**What is expected:**
Copy all lines below exactly as written. Leave pictures out.

**Raw data:**
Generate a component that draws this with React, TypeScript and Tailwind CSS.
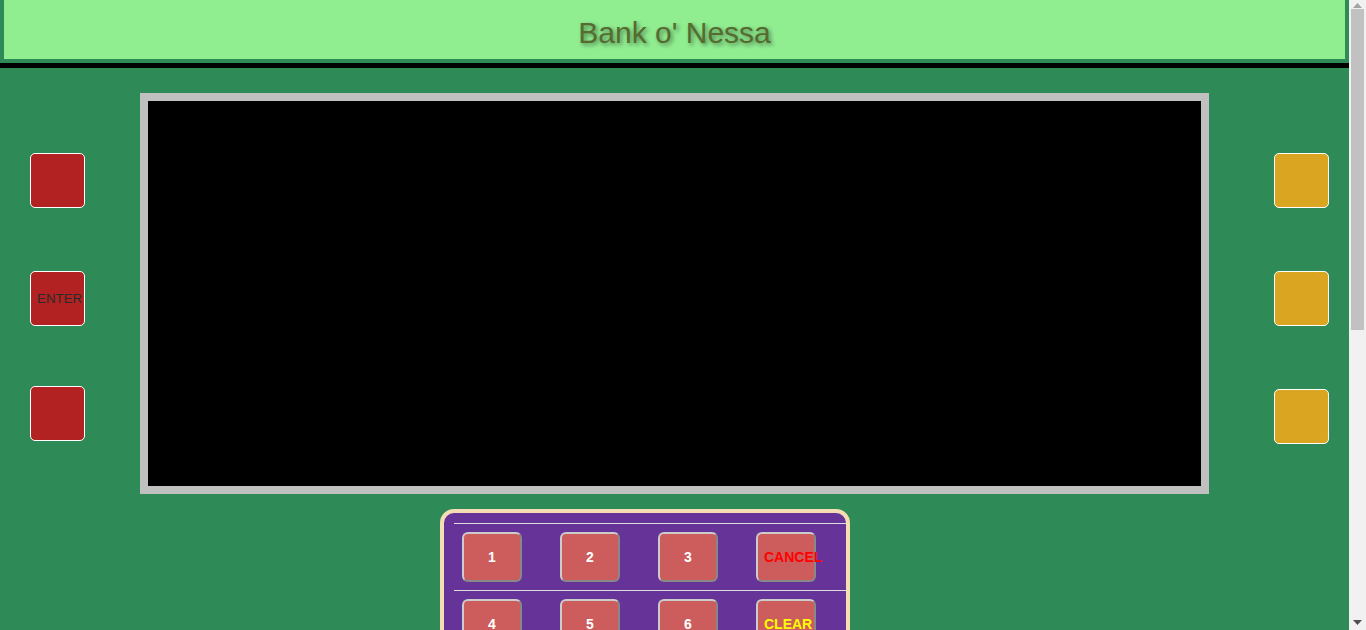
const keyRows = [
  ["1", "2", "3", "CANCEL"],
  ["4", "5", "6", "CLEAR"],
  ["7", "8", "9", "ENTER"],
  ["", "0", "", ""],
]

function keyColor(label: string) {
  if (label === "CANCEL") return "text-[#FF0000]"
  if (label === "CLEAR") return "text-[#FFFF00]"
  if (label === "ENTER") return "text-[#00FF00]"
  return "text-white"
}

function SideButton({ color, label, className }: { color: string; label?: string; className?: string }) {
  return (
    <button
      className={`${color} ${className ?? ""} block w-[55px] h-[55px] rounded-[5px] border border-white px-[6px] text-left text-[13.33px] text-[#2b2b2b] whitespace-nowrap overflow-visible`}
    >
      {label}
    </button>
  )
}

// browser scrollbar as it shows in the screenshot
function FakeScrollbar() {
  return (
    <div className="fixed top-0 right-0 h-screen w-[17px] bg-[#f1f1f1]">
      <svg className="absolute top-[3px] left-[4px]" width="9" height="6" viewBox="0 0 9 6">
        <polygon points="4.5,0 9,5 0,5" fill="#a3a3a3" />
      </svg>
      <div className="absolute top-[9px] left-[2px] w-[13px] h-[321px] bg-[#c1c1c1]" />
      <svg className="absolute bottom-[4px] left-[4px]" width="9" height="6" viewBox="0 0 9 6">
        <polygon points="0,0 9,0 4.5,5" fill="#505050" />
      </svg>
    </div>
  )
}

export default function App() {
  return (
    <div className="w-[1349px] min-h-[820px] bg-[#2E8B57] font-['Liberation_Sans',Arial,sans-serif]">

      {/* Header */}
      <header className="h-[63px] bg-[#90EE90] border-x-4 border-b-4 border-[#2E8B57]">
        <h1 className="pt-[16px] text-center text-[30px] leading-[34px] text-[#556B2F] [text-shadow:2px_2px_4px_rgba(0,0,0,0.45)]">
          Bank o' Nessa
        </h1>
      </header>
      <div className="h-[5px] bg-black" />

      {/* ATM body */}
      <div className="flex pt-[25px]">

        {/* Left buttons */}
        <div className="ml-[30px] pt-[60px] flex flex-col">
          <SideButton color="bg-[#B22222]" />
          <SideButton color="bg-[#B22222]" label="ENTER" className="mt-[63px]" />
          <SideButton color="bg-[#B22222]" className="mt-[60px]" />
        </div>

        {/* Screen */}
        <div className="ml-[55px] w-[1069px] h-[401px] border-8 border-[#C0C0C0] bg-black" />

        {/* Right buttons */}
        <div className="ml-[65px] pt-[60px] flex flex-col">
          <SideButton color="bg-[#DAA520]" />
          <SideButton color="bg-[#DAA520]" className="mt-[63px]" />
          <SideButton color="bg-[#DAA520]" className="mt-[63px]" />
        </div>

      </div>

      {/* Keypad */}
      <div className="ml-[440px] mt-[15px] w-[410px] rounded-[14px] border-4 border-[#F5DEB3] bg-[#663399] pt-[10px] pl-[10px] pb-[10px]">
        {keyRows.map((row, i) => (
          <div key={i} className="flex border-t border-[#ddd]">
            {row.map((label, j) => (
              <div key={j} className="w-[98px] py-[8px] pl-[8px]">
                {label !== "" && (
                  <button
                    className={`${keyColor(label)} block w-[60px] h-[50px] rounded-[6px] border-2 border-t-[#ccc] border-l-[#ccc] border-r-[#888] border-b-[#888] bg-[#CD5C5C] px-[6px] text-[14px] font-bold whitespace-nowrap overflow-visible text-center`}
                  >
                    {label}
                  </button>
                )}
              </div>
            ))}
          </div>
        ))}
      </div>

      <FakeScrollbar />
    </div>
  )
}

**Task result:**
Generate a component that draws this with React, TypeScript and Tailwind CSS.
const keyRows = [
  ["1", "2", "3", "CANCEL"],
  ["4", "5", "6", "CLEAR"],
  ["7", "8", "9", "ENTER"],
  ["", "0", "", ""],
]

function keyColor(label: string) {
  if (label === "CANCEL") return "text-[#FF0000]"
  if (label === "CLEAR") return "text-[#FFFF00]"
  if (label === "ENTER") return "text-[#00FF00]"
  return "text-white"
}

function SideButton({ color, label, className }: { color: string; label?: string; className?: string }) {
  return (
    <button
      className={`${color} ${className ?? ""} block w-[55px] h-[55px] rounded-[5px] border border-white px-[6px] text-left text-[13.33px] text-[#2b2b2b] whitespace-nowrap overflow-visible`}
    >
      {label}
    </button>
  )
}

// browser scrollbar as it shows in the screenshot
function FakeScrollbar() {
  return (
    <div className="fixed top-0 right-0 h-screen w-[17px] bg-[#f1f1f1]">
      <svg className="absolute top-[3px] left-[4px]" width="9" height="6" viewBox="0 0 9 6">
        <polygon points="4.5,0 9,5 0,5" fill="#a3a3a3" />
      </svg>
      <div className="absolute top-[9px] left-[2px] w-[13px] h-[321px] bg-[#c1c1c1]" />
      <svg className="absolute bottom-[4px] left-[4px]" width="9" height="6" viewBox="0 0 9 6">
        <polygon points="0,0 9,0 4.5,5" fill="#505050" />
      </svg>
    </div>
  )
}

export default function App() {
  return (
    <div className="w-[1349px] min-h-[820px] bg-[#2E8B57] font-['Liberation_Sans',Arial,sans-serif]">

      {/* Header */}
      <header className="h-[63px] bg-[#90EE90] border-x-4 border-b-4 border-[#2E8B57]">
        <h1 className="pt-[16px] text-center text-[30px] leading-[34px] text-[#556B2F] [text-shadow:2px_2px_4px_rgba(0,0,0,0.45)]">
          Bank o' Nessa
        </h1>
      </header>
      <div className="h-[5px] bg-black" />

      {/* ATM body */}
      <div className="flex pt-[25px]">

        {/* Left buttons */}
        <div className="ml-[30px] pt-[60px] flex flex-col">
          <SideButton color="bg-[#B22222]" />
          <SideButton color="bg-[#B22222]" label="ENTER" className="mt-[63px]" />
          <SideButton color="bg-[#B22222]" className="mt-[60px]" />
        </div>

        {/* Screen */}
        <div className="ml-[55px] w-[1069px] h-[401px] border-8 border-[#C0C0C0] bg-black" />

        {/* Right buttons */}
        <div className="ml-[65px] pt-[60px] flex flex-col">
          <SideButton color="bg-[#DAA520]" />
          <SideButton color="bg-[#DAA520]" className="mt-[63px]" />
          <SideButton color="bg-[#DAA520]" className="mt-[63px]" />
        </div>

      </div>

      {/* Keypad */}
      <div className="ml-[440px] mt-[15px] w-[410px] rounded-[14px] border-4 border-[#F5DEB3] bg-[#663399] pt-[10px] pl-[10px] pb-[10px]">
        {keyRows.map((row, i) => (
          <div key={i} className="flex border-t border-[#ddd]">
            {row.map((label, j) => (
              <div key={j} className="w-[98px] py-[8px] pl-[8px]">
                {label !== "" && (
                  <button
                    className={`${keyColor(label)} block w-[60px] h-[50px] rounded-[6px] border-2 border-t-[#ccc] border-l-[#ccc] border-r-[#888] border-b-[#888] bg-[#CD5C5C] px-[6px] text-[14px] font-bold whitespace-nowrap overflow-visible text-center`}
                  >
                    {label}
                  </button>
                )}
              </div>
            ))}
          </div>
        ))}
      </div>

      <FakeScrollbar />
    </div>
  )
}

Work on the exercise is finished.